New Mexico case law does not support Defendant's position. New Mexico Statutes Annotated Section 30-1-11 provides as follows: "No person shall be convicted of a crime unless found guilty by a verdict of the jury, accepted and recorded in open court; or upon the defendant's confession of guilt or a plea of nolo contendere, accepted and recorded in open court." In accordance with this statutory provision, case law holds that "[a] plea of nolo contendere accepted and recorded in open court is tantamount to an admission of guilt [and] provides the basis for the criminal conviction." State v. Marquez, 105 N.M. 269, 271 (Ct.App. 1986), cert. denied, 105 N.M. 211 (1987). Moreover, there is clear precedent that "[a] conviction results from the acceptance of a guilty plea." State v. James, 94 N.M. 7, 9 (Ct.App. 1979), cert. denied, 93 N.M. 605 (1979); see also Padilla v. State, 90 N.M. 664, 666 (1977) (holding that a finding of guilt constitutes a conviction, even if there is a deferred sentence ending in dismissal of the charges, a pardon, or the entry of an order setting aside a conviction following completion of probation), State v. Larranaga, 77 N.M. 528, 529-30 (1967) (holding that a plea of guilty constitutes a legal conviction, and that imposition of punishment is not necessary in order to constitute a conviction); State v. Mondragon, 107 N.M. 421, 424 (Ct.App. 1988), cert. denied, 107 N.M. 267 (1988) (finding that New Mexico defines conviction as the finding of guilty, even before formal adjudication by the court, much less before sentencing).

Defendant's reliance on State v. Herbstman, 126 N.M. 683, 974 P.2d 177 (Ct.App. 1998), is misplaced. In Herbstman, the New Mexico Court of Appeals held that a conditional discharge is not to be considered a conviction or an adjudication of guilt when the court is deciding whether a defendant must register as a sex offender. In Defendant's case, however, the state court did not grant a conditional discharge. Rather, the court imposed a suspended sentence of eighteen months and ordered that Defendant be placed on supervised probation for the eighteen-month period. There is nothing in Herbstman or any other authority that this Court has found to suggest that the mere possibility that a court might grant a conditional discharge at sentencing transforms such court's acceptance of a defendant's plea into something other than a conviction. Indeed, the Herbstman court noted that "it is true that New Mexico ordinarily defines `conviction' as a finding of guilt regardless of the sentence imposed." 974 P.2d at 182. The court further noted that the conditional discharge case before it was distinguishable from those cases in which this definition applies, including cases like that of Defendant herein which involve suspended sentences.
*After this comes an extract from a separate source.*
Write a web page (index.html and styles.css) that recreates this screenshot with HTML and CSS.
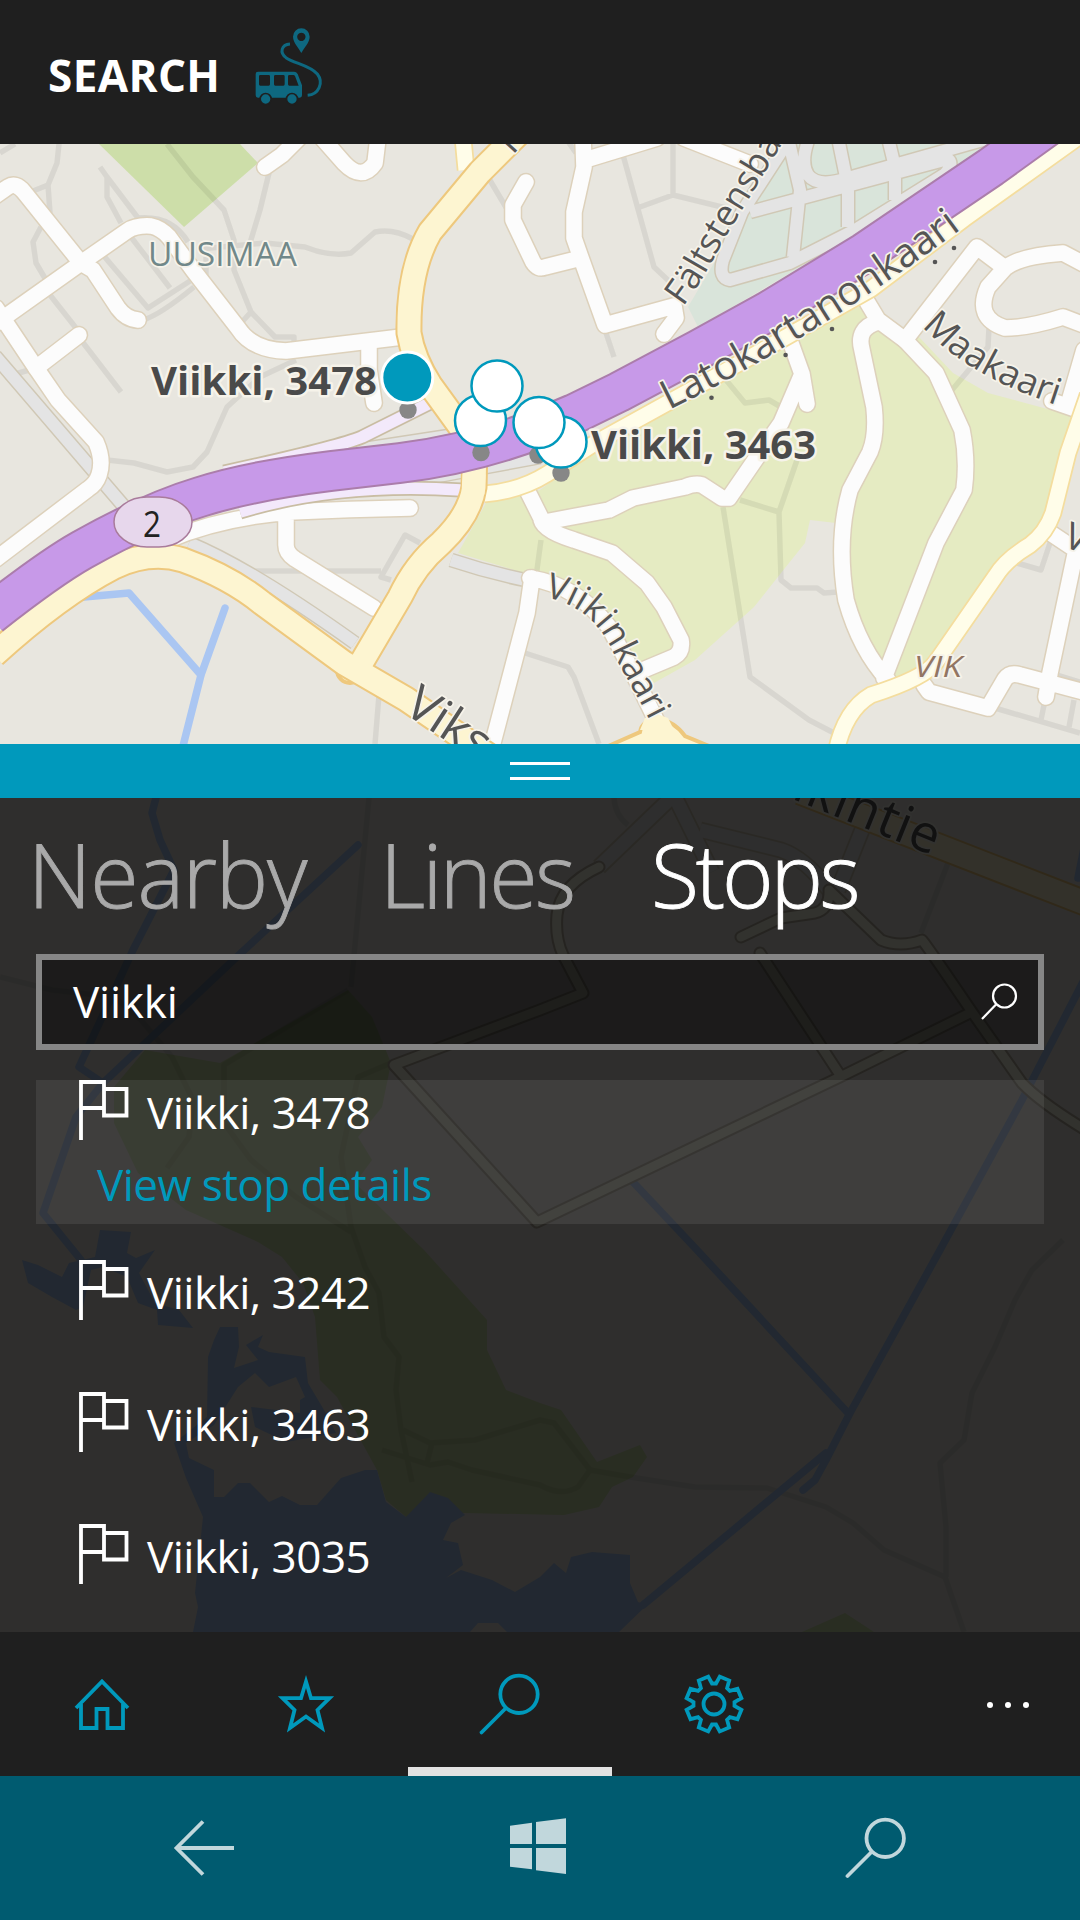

Accordingly, under New Mexico law, Defendant was convicted of a felony on September 25, 2001. For purposes of Section 922(g)(1), Defendant thus had a prior conviction at the time he was found in possession of three firearms on or about the 2nd and 3rd days of October, 2001.

II. Motion II

Defendant was charged with a violation of 18 U.S.C. § 922(g)(8). Section 922(g)(8) prohibits the possession in or affecting commerce of any firearm or ammunition by any person who is subject to a court order that:

(A) was issued after a hearing of which such person received actual notice, and at which such person had an opportunity to participate;
(B) restrains such person from harassing, stalking, or threatening an intimate partner of such person or child of such intimate partner or person, or engaging in other conduct that would place an intimate partner in reasonable fear of bodily injury to the partner or child; and
(C)(i) includes a finding that such person represents a credible threat to the physical safety of such intimate partner or child; or
(ii) by its terms explicitly prohibits the use, attempted use, or threatened use of physical force against such intimate partner or child that would reasonably be expected to cause bodily injury.

Defendant contends that his due process rights were violated in that he did not receive adequate notice of the injunction hearing. In support of this contention, Defendant argues that "the serving of a temporary order eleven days before a hearing per se does not provide due process because it does not allow a reasonable opportunity for the person to defend himself against such a matter." (Defendant's Motion to Dismiss Count II of the Indictment at 3.)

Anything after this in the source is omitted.